Pages as source code
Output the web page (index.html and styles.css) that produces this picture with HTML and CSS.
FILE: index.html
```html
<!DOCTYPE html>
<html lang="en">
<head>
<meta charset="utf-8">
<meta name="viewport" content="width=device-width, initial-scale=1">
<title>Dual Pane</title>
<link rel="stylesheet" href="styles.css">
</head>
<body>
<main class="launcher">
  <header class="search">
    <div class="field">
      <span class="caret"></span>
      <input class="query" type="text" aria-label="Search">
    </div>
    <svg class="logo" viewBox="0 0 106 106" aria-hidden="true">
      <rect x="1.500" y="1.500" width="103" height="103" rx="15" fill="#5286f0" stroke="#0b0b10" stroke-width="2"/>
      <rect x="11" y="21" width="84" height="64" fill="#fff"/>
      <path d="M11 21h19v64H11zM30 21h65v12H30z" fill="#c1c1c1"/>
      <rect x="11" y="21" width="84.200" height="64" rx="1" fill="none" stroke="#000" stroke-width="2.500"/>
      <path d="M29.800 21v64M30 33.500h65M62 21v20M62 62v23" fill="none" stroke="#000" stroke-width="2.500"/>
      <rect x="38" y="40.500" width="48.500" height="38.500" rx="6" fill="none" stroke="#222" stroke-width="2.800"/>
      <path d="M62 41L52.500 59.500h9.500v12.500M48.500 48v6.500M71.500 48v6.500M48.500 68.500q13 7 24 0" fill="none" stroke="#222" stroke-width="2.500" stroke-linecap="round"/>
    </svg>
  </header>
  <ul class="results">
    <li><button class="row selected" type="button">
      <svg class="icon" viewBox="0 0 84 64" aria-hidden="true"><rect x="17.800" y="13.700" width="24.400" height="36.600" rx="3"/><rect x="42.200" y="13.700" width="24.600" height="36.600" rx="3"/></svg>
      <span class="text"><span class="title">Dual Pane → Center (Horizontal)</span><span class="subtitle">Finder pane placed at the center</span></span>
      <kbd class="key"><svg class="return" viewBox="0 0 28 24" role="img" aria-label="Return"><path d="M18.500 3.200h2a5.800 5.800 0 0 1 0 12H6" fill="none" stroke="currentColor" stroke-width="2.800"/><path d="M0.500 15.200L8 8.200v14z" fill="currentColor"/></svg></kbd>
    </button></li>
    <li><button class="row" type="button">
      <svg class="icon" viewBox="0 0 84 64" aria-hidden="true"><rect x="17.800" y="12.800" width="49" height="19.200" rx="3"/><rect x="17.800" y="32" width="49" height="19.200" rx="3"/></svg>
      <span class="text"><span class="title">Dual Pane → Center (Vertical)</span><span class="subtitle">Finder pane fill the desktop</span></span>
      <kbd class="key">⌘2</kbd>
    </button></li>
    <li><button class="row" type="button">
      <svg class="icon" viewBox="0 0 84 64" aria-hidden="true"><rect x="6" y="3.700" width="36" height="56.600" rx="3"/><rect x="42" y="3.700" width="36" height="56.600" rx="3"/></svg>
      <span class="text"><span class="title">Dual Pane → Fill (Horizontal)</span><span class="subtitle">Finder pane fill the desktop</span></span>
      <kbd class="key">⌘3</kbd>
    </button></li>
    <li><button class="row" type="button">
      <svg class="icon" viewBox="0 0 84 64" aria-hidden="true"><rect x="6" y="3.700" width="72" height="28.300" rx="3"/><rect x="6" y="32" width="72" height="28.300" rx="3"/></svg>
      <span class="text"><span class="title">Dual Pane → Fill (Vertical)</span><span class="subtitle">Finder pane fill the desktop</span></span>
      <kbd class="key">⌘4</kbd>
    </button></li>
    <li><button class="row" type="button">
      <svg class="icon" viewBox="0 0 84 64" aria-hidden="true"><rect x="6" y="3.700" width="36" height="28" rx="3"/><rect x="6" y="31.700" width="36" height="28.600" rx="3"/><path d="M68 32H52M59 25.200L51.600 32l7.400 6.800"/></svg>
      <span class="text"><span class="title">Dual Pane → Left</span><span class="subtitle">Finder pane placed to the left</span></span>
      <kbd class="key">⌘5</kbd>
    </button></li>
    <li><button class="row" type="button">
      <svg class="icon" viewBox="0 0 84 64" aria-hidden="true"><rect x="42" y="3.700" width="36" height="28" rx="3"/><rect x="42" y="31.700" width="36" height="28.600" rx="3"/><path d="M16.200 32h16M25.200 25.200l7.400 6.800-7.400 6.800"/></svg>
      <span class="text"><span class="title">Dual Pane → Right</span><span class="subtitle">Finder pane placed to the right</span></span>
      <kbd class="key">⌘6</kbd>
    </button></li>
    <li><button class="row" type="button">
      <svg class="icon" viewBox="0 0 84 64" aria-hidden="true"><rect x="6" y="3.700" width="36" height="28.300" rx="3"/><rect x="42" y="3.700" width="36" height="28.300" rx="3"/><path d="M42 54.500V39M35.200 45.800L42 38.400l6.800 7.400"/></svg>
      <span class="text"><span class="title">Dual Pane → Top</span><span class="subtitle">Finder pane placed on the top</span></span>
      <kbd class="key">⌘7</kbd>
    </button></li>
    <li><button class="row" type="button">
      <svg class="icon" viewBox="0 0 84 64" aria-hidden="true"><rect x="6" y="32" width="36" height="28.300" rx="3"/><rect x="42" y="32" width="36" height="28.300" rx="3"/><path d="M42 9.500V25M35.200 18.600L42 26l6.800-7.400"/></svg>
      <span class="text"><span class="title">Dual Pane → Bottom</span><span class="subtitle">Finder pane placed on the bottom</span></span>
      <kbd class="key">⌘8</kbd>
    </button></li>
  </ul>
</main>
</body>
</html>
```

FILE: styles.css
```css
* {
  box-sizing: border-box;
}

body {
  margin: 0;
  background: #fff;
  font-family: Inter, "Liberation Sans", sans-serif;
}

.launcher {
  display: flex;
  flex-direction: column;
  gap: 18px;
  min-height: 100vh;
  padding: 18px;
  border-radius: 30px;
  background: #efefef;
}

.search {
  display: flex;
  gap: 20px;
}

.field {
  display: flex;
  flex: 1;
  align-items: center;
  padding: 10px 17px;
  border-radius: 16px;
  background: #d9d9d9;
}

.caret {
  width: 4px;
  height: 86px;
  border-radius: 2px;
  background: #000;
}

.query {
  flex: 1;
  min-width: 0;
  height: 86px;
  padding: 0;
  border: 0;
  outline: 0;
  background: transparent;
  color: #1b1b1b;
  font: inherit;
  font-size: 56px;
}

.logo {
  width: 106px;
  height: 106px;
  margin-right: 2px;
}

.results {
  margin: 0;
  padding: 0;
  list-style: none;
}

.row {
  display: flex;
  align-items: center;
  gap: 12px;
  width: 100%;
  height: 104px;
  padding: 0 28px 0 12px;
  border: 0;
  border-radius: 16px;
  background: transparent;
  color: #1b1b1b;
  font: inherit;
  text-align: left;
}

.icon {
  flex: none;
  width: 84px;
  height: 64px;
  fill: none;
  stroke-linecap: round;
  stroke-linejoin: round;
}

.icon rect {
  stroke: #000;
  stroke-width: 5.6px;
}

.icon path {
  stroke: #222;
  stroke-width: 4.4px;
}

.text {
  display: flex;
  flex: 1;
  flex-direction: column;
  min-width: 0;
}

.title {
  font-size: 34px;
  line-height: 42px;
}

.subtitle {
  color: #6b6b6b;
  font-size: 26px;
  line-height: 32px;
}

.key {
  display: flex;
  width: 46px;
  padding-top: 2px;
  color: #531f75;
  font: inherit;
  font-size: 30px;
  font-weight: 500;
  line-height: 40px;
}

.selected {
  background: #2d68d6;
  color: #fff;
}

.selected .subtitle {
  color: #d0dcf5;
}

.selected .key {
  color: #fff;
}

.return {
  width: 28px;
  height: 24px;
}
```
---
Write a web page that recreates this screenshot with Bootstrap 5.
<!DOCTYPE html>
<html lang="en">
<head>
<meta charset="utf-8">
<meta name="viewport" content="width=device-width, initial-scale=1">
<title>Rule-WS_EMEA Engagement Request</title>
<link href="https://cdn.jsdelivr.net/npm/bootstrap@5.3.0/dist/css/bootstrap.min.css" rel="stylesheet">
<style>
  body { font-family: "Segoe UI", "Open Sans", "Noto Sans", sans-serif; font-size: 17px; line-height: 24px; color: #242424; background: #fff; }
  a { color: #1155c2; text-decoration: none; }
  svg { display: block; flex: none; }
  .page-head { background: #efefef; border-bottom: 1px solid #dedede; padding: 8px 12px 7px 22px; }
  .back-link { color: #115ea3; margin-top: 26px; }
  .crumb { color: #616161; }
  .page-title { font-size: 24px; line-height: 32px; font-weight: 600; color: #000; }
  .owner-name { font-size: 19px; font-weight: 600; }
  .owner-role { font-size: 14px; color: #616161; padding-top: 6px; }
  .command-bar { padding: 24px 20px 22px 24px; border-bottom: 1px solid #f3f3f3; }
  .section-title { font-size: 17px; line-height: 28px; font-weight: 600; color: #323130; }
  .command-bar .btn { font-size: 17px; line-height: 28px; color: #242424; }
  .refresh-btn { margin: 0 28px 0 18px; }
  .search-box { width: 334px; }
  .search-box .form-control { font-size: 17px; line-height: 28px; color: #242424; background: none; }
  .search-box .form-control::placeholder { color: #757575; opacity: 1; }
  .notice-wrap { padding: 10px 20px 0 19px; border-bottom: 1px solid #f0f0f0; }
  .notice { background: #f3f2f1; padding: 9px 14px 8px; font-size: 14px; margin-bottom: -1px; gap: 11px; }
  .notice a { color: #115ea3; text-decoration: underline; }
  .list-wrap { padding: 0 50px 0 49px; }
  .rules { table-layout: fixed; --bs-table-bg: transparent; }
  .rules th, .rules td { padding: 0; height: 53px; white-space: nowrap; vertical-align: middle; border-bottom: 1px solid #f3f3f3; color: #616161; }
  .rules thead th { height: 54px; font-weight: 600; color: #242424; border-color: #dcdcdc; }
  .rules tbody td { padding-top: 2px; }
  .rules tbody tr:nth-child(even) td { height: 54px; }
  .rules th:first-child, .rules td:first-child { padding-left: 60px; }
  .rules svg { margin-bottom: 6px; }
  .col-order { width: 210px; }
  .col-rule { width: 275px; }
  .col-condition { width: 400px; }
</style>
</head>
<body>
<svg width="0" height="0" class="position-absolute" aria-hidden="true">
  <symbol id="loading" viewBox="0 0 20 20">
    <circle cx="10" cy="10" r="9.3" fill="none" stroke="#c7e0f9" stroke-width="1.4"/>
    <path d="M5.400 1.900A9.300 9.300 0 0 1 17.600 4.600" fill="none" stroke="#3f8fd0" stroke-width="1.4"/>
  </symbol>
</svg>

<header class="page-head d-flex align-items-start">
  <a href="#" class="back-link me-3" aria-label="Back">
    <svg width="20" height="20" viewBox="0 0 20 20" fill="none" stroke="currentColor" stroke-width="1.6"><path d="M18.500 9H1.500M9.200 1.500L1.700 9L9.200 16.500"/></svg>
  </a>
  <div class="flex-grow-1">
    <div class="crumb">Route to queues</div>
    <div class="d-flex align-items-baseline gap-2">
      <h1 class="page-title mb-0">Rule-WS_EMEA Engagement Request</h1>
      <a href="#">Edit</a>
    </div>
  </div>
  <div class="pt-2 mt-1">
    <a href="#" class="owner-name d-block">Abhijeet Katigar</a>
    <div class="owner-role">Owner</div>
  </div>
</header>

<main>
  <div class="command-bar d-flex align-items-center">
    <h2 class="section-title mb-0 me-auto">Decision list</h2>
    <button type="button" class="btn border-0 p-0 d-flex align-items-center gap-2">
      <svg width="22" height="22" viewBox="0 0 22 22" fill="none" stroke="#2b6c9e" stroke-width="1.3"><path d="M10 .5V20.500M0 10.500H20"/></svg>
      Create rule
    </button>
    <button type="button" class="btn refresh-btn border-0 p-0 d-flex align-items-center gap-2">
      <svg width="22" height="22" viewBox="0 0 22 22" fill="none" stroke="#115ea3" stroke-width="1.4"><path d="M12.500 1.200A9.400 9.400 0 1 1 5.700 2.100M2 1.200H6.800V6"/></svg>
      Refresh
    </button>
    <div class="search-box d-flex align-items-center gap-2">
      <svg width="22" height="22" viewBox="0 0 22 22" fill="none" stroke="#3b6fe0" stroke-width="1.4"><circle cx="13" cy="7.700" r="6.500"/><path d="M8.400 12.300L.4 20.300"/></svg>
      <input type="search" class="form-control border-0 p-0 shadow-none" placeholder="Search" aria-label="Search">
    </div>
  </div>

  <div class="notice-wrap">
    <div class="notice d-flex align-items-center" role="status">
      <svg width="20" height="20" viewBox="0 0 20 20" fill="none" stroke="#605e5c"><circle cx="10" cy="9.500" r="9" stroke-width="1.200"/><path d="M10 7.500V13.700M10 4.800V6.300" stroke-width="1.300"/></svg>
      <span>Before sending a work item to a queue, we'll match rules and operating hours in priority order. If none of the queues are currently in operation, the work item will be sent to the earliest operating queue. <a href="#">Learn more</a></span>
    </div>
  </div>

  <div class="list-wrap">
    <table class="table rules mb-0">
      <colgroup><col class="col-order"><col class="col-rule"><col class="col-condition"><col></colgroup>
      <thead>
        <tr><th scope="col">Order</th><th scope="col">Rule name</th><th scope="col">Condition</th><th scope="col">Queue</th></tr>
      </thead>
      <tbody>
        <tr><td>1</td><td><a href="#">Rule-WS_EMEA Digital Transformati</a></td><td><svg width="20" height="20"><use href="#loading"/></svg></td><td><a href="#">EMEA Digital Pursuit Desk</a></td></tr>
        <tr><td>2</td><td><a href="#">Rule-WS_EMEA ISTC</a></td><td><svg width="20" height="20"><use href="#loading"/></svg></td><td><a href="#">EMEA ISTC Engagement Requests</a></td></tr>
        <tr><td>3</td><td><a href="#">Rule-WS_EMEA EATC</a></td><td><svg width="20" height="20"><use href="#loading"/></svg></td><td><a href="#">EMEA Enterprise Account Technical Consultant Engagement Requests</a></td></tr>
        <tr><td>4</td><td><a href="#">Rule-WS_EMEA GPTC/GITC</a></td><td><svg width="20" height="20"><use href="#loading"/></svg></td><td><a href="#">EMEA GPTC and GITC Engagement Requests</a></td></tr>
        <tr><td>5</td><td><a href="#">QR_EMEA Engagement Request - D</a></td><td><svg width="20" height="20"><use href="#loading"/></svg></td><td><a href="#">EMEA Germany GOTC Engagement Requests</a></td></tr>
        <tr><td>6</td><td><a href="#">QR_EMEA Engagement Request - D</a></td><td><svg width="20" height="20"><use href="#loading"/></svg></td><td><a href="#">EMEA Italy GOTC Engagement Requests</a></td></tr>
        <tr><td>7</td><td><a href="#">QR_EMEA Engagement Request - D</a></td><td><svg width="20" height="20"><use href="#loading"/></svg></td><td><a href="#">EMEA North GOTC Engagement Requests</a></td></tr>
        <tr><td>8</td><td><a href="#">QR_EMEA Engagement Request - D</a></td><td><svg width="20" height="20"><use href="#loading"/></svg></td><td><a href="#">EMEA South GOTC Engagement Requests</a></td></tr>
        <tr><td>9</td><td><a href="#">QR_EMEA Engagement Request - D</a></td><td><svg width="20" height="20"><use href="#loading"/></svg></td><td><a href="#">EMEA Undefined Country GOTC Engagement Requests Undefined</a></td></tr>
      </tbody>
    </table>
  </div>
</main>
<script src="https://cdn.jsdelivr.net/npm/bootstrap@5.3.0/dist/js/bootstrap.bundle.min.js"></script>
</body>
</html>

**WHAT THE EXERCISE ASKS**
Work out how many lines of the listing above include "that". Answer with the number and nothing more.

**COMPLETE OUTPUT**
2